WORK TO COMPLETE:
Retype the material that follows, keeping every word as it is.

DATA LINES:

————————

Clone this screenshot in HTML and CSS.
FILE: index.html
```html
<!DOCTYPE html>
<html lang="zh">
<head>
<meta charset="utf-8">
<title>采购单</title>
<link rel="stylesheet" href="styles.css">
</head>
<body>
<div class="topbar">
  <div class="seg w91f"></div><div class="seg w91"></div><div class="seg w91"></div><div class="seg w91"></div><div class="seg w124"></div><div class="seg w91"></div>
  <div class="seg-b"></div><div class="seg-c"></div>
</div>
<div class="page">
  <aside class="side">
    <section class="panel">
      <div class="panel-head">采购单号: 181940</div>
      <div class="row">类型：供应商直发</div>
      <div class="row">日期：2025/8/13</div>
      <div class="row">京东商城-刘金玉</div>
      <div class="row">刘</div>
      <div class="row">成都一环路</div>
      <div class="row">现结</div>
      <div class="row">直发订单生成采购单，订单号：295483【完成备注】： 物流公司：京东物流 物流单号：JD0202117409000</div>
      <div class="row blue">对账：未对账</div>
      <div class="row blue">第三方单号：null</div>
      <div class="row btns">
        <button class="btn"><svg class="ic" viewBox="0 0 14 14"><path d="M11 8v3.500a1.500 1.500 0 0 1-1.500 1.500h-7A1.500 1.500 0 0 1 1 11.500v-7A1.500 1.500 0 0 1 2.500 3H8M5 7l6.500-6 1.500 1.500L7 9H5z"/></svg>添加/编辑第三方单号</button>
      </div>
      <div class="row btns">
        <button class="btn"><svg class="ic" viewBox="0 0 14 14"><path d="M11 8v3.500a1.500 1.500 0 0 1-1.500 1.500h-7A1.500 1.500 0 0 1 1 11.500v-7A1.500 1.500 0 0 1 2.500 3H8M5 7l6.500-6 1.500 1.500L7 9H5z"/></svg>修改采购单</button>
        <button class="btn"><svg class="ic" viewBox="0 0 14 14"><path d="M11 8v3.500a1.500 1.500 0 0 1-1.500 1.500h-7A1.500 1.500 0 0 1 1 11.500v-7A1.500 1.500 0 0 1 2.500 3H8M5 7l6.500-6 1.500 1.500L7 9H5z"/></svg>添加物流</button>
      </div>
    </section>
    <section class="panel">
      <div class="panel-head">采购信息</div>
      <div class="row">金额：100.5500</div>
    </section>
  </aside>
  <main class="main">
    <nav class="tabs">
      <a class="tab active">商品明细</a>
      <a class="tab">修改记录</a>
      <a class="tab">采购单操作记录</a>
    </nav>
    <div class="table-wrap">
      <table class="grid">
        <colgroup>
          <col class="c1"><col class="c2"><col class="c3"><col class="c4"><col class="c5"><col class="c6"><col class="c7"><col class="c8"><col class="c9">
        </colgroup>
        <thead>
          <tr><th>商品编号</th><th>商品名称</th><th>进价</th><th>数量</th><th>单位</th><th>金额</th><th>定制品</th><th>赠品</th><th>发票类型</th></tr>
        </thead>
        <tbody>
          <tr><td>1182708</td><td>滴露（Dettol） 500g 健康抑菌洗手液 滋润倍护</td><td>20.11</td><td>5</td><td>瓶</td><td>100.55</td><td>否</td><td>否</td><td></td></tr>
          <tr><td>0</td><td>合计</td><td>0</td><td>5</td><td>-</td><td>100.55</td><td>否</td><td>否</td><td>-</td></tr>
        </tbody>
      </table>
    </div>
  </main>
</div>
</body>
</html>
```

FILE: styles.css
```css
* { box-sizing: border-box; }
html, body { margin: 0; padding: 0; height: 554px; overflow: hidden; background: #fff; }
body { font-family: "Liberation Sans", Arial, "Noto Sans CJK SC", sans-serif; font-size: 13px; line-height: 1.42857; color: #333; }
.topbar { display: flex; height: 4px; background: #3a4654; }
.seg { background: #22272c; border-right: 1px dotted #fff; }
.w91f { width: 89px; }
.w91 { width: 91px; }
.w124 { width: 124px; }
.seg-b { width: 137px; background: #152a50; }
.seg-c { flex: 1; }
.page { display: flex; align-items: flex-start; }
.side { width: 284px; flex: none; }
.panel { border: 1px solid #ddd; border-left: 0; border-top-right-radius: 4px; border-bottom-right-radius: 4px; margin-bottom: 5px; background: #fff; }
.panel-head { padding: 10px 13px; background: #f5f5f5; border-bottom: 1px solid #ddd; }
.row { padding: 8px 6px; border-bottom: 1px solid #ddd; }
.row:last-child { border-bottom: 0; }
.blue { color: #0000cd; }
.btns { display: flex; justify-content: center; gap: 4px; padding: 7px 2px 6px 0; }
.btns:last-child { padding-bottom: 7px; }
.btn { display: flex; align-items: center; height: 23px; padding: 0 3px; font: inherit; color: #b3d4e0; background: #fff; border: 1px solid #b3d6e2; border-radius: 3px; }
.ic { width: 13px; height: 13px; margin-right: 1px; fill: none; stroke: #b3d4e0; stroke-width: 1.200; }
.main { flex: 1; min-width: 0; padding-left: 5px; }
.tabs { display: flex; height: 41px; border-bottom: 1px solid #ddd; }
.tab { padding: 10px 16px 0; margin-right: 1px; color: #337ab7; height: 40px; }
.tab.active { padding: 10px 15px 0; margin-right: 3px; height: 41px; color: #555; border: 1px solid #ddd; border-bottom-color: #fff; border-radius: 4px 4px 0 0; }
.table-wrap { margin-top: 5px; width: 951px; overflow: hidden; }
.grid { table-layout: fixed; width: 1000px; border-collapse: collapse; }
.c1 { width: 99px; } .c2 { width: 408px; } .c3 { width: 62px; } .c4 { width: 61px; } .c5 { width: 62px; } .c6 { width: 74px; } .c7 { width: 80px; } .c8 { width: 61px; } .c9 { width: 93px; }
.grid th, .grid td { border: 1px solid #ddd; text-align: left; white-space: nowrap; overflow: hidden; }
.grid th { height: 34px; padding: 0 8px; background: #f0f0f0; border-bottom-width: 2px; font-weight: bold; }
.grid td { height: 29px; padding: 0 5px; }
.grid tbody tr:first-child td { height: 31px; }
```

————————

RESPONSE FOR THIS EXERCISE:
Clone this screenshot in HTML and CSS.
FILE: index.html
```html
<!DOCTYPE html>
<html lang="zh">
<head>
<meta charset="utf-8">
<title>采购单</title>
<link rel="stylesheet" href="styles.css">
</head>
<body>
<div class="topbar">
  <div class="seg w91f"></div><div class="seg w91"></div><div class="seg w91"></div><div class="seg w91"></div><div class="seg w124"></div><div class="seg w91"></div>
  <div class="seg-b"></div><div class="seg-c"></div>
</div>
<div class="page">
  <aside class="side">
    <section class="panel">
      <div class="panel-head">采购单号: 181940</div>
      <div class="row">类型：供应商直发</div>
      <div class="row">日期：2025/8/13</div>
      <div class="row">京东商城-刘金玉</div>
      <div class="row">刘</div>
      <div class="row">成都一环路</div>
      <div class="row">现结</div>
      <div class="row">直发订单生成采购单，订单号：295483【完成备注】： 物流公司：京东物流 物流单号：JD0202117409000</div>
      <div class="row blue">对账：未对账</div>
      <div class="row blue">第三方单号：null</div>
      <div class="row btns">
        <button class="btn"><svg class="ic" viewBox="0 0 14 14"><path d="M11 8v3.500a1.500 1.500 0 0 1-1.500 1.500h-7A1.500 1.500 0 0 1 1 11.500v-7A1.500 1.500 0 0 1 2.500 3H8M5 7l6.500-6 1.500 1.500L7 9H5z"/></svg>添加/编辑第三方单号</button>
      </div>
      <div class="row btns">
        <button class="btn"><svg class="ic" viewBox="0 0 14 14"><path d="M11 8v3.500a1.500 1.500 0 0 1-1.500 1.500h-7A1.500 1.500 0 0 1 1 11.500v-7A1.500 1.500 0 0 1 2.500 3H8M5 7l6.500-6 1.500 1.500L7 9H5z"/></svg>修改采购单</button>
        <button class="btn"><svg class="ic" viewBox="0 0 14 14"><path d="M11 8v3.500a1.500 1.500 0 0 1-1.500 1.500h-7A1.500 1.500 0 0 1 1 11.500v-7A1.500 1.500 0 0 1 2.500 3H8M5 7l6.500-6 1.500 1.500L7 9H5z"/></svg>添加物流</button>
      </div>
    </section>
    <section class="panel">
      <div class="panel-head">采购信息</div>
      <div class="row">金额：100.5500</div>
    </section>
  </aside>
  <main class="main">
    <nav class="tabs">
      <a class="tab active">商品明细</a>
      <a class="tab">修改记录</a>
      <a class="tab">采购单操作记录</a>
    </nav>
    <div class="table-wrap">
      <table class="grid">
        <colgroup>
          <col class="c1"><col class="c2"><col class="c3"><col class="c4"><col class="c5"><col class="c6"><col class="c7"><col class="c8"><col class="c9">
        </colgroup>
        <thead>
          <tr><th>商品编号</th><th>商品名称</th><th>进价</th><th>数量</th><th>单位</th><th>金额</th><th>定制品</th><th>赠品</th><th>发票类型</th></tr>
        </thead>
        <tbody>
          <tr><td>1182708</td><td>滴露（Dettol） 500g 健康抑菌洗手液 滋润倍护</td><td>20.11</td><td>5</td><td>瓶</td><td>100.55</td><td>否</td><td>否</td><td></td></tr>
          <tr><td>0</td><td>合计</td><td>0</td><td>5</td><td>-</td><td>100.55</td><td>否</td><td>否</td><td>-</td></tr>
        </tbody>
      </table>
    </div>
  </main>
</div>
</body>
</html>
```

FILE: styles.css
```css
* { box-sizing: border-box; }
html, body { margin: 0; padding: 0; height: 554px; overflow: hidden; background: #fff; }
body { font-family: "Liberation Sans", Arial, "Noto Sans CJK SC", sans-serif; font-size: 13px; line-height: 1.42857; color: #333; }
.topbar { display: flex; height: 4px; background: #3a4654; }
.seg { background: #22272c; border-right: 1px dotted #fff; }
.w91f { width: 89px; }
.w91 { width: 91px; }
.w124 { width: 124px; }
.seg-b { width: 137px; background: #152a50; }
.seg-c { flex: 1; }
.page { display: flex; align-items: flex-start; }
.side { width: 284px; flex: none; }
.panel { border: 1px solid #ddd; border-left: 0; border-top-right-radius: 4px; border-bottom-right-radius: 4px; margin-bottom: 5px; background: #fff; }
.panel-head { padding: 10px 13px; background: #f5f5f5; border-bottom: 1px solid #ddd; }
.row { padding: 8px 6px; border-bottom: 1px solid #ddd; }
.row:last-child { border-bottom: 0; }
.blue { color: #0000cd; }
.btns { display: flex; justify-content: center; gap: 4px; padding: 7px 2px 6px 0; }
.btns:last-child { padding-bottom: 7px; }
.btn { display: flex; align-items: center; height: 23px; padding: 0 3px; font: inherit; color: #b3d4e0; background: #fff; border: 1px solid #b3d6e2; border-radius: 3px; }
.ic { width: 13px; height: 13px; margin-right: 1px; fill: none; stroke: #b3d4e0; stroke-width: 1.200; }
.main { flex: 1; min-width: 0; padding-left: 5px; }
.tabs { display: flex; height: 41px; border-bottom: 1px solid #ddd; }
.tab { padding: 10px 16px 0; margin-right: 1px; color: #337ab7; height: 40px; }
.tab.active { padding: 10px 15px 0; margin-right: 3px; height: 41px; color: #555; border: 1px solid #ddd; border-bottom-color: #fff; border-radius: 4px 4px 0 0; }
.table-wrap { margin-top: 5px; width: 951px; overflow: hidden; }
.grid { table-layout: fixed; width: 1000px; border-collapse: collapse; }
.c1 { width: 99px; } .c2 { width: 408px; } .c3 { width: 62px; } .c4 { width: 61px; } .c5 { width: 62px; } .c6 { width: 74px; } .c7 { width: 80px; } .c8 { width: 61px; } .c9 { width: 93px; }
.grid th, .grid td { border: 1px solid #ddd; text-align: left; white-space: nowrap; overflow: hidden; }
.grid th { height: 34px; padding: 0 8px; background: #f0f0f0; border-bottom-width: 2px; font-weight: bold; }
.grid td { height: 29px; padding: 0 5px; }
.grid tbody tr:first-child td { height: 31px; }
```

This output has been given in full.